Now every man is on the deck, all ready to lend a hand
To shorten sail to weather the gale until we reach the land.

We sail the Lakes from spring to fall from Duluth to Buffalo,
While landlubbers are home with you or about their fields they go;
We sail the Lakes and money make for the girls that we adore,
And when our cash is getting low, we ship again for more!

________________________________________________________

This month’s song comes from a blend of sources. The prolific collector of Great Lakes folksong Ivan Walton put down the above text based on versions gathered from Pat Banner of St. Clair, Michigan, and Captain A.E. Baker of Dunkirk, New York in 1933. Walton’s composite text is published in the wonderful book Windjammers (Walton, Ivan and Joe Grimm. 2002. Detroit: Wayne State University Press) which I would strongly recommend to anyone interested in songs of the Great Lakes. Walton did not collect a melody for this song.

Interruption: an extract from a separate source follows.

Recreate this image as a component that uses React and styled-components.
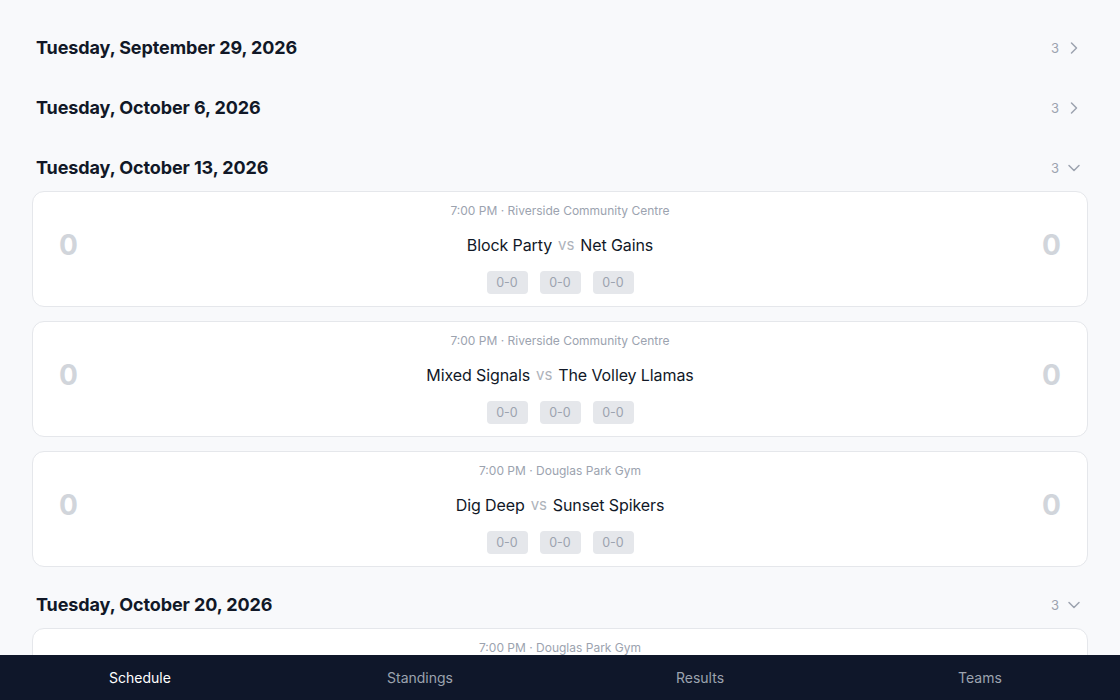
import React, { useState } from 'react';
import styled, { createGlobalStyle } from 'styled-components';

const GlobalStyle = createGlobalStyle`
  html, body {
    margin: 0;
    padding: 0;
    height: 100%;
  }
  body {
    font-family: Inter, "Noto Sans", "Liberation Sans", sans-serif;
    background: #f8f9fb;
    color: #111827;
  }
  #root {
    height: 100%;
  }
`;

const Shell = styled.div`
  height: 100vh;
  display: flex;
  flex-direction: column;
`;

const Scroller = styled.main`
  flex: 1;
  overflow: hidden;
  padding: 25px 32px 0 32px;
`;

const Section = styled.section`
  margin-bottom: 14px;
`;

const DayHeader = styled.div`
  height: 46px;
  display: flex;
  align-items: center;
  justify-content: space-between;
  padding: 0 4px;
  cursor: pointer;
`;

const DayTitle = styled.h2`
  margin: 0;
  font-size: 18px;
  line-height: 24px;
  font-weight: 700;
  color: #111827;
  letter-spacing: -0.1px;
`;

const Meta = styled.div`
  display: flex;
  align-items: center;
  gap: 5px;
  color: #9ca3af;
  font-size: 13px;
`;

const Chevron = styled.svg`
  width: 20px;
  height: 20px;
  stroke: #9ca3af;
  fill: none;
  stroke-width: 1.8;
  stroke-linecap: round;
  stroke-linejoin: round;
`;

const Games = styled.div`
  display: flex;
  flex-direction: column;
  gap: 14px;
  padding: 0 0 1px;
`;

const Card = styled.div`
  height: 116px;
  box-sizing: border-box;
  background: #fff;
  border: 1px solid #e5e7eb;
  border-radius: 12px;
  padding: 10px 26px 12px;
  display: grid;
  grid-template-columns: 60px 1fr 60px;
  align-items: center;
`;

const BigScore = styled.div`
  font-size: 28px;
  line-height: 34px;
  font-weight: 700;
  color: #d1d5db;
  text-align: ${(p) => (p.$right ? 'right' : 'left')};
  padding-bottom: 6px;
`;

const Center = styled.div`
  display: flex;
  flex-direction: column;
  align-items: center;
`;

const When = styled.div`
  font-size: 12px;
  line-height: 18px;
  color: #9ca3af;
`;

const Matchup = styled.div`
  margin-top: 13px;
  height: 24px;
  font-size: 16px;
  line-height: 24px;
  letter-spacing: -0.1px;
  color: #111827;
  display: flex;
  gap: 6px;
`;

const Vs = styled.span`
  font-size: 15px;
  line-height: 24px;
  color: #aeb3bb;
`;

const Sets = styled.div`
  margin-top: 14px;
  display: flex;
  gap: 12px;
`;

const SetChip = styled.div`
  width: 41px;
  height: 23px;
  border-radius: 4px;
  background: #e5e7eb;
  color: #9ca3af;
  font-size: 12.5px;
  display: flex;
  align-items: center;
  justify-content: center;
`;

const Nav = styled.nav`
  height: 45px;
  flex-shrink: 0;
  background: #0f172a;
  display: grid;
  grid-template-columns: repeat(4, 1fr);
`;

const NavItem = styled.button`
  background: none;
  border: none;
  font-family: inherit;
  font-size: 14px;
  color: ${(p) => (p.$active ? '#ffffff' : '#9ca3af')};
  cursor: pointer;
`;

const schedule = [
  {
    date: 'Tuesday, September 29, 2026',
    count: 3,
    open: false,
    games: [],
  },
  {
    date: 'Tuesday, October 6, 2026',
    count: 3,
    open: false,
    games: [],
  },
  {
    date: 'Tuesday, October 13, 2026',
    count: 3,
    open: true,
    games: [
      { id: 1, time: '7:00 PM', venue: 'Riverside Community Centre', home: 'Block Party', away: 'Net Gains' },
      { id: 2, time: '7:00 PM', venue: 'Riverside Community Centre', home: 'Mixed Signals', away: 'The Volley Llamas' },
      { id: 3, time: '7:00 PM', venue: 'Douglas Park Gym', home: 'Dig Deep', away: 'Sunset Spikers' },
    ],
  },
  {
    date: 'Tuesday, October 20, 2026',
    count: 3,
    open: true,
    games: [
      { id: 4, time: '7:00 PM', venue: 'Douglas Park Gym', home: 'Block Party', away: 'Mixed Signals' },
    ],
  },
];

const GameCard = ({ game }) => (
  <Card>
    <BigScore>0</BigScore>
    <Center>
      <When>{game.time} · {game.venue}</When>
      <Matchup>
        <span>{game.home}</span>
        <Vs>vs</Vs>
        <span>{game.away}</span>
      </Matchup>
      <Sets>
        <SetChip>0-0</SetChip>
        <SetChip>0-0</SetChip>
        <SetChip>0-0</SetChip>
      </Sets>
    </Center>
    <BigScore $right>0</BigScore>
  </Card>
);

const App = () => {
  const [tab, setTab] = useState('Schedule');

  return (
    <Shell>
      <GlobalStyle />
      <Scroller>
        {schedule.map((day) => (
          <Section key={day.date}>
            <DayHeader>
              <DayTitle>{day.date}</DayTitle>
              <Meta>
                <span>{day.count}</span>
                <Chevron viewBox="0 0 24 24">
                  {day.open ? <path d="M6 9l6 6 6-6" /> : <path d="M9 6l6 6-6 6" />}
                </Chevron>
              </Meta>
            </DayHeader>
            {day.open && (
              <Games>
                {day.games.map((g) => (
                  <GameCard key={g.id} game={g} />
                ))}
              </Games>
            )}
          </Section>
        ))}
      </Scroller>
      <Nav>
        {['Schedule', 'Standings', 'Results', 'Teams'].map((t) => (
          <NavItem key={t} $active={tab === t} onClick={() => setTab(t)}>
            {t}
          </NavItem>
        ))}
      </Nav>
    </Shell>
  );
};

export default App;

A closely related song, “Ye Maidens of Ontario,” was collected in Bemidji, Minnesota in 1923 by collector Franz Rickaby from the singing of Albert Hannah. Above, I have married the words collected by Walton to the melody sung by Hannah. Normally, as a proud Minnesotan, I would stick to the words also collected in Minnesota but, in this case, it is the Michigan/New York text that contains a rare reference to a Minnesota place name: Duluth. Of course, Duluth was (and is) Minnesota’s gateway city to the Great Lakes and, as the phrase “Duluth to Buffalo” implies, it was the end of the line for these rough and tough freshwater sailors.

The pairing of “Irishmen and landlubbers” in the first verse is interesting. Irishmen certainly sailed the Lakes themselves and Irish names appear in other Great Lakes ballads (see N.S. Apr. 2014).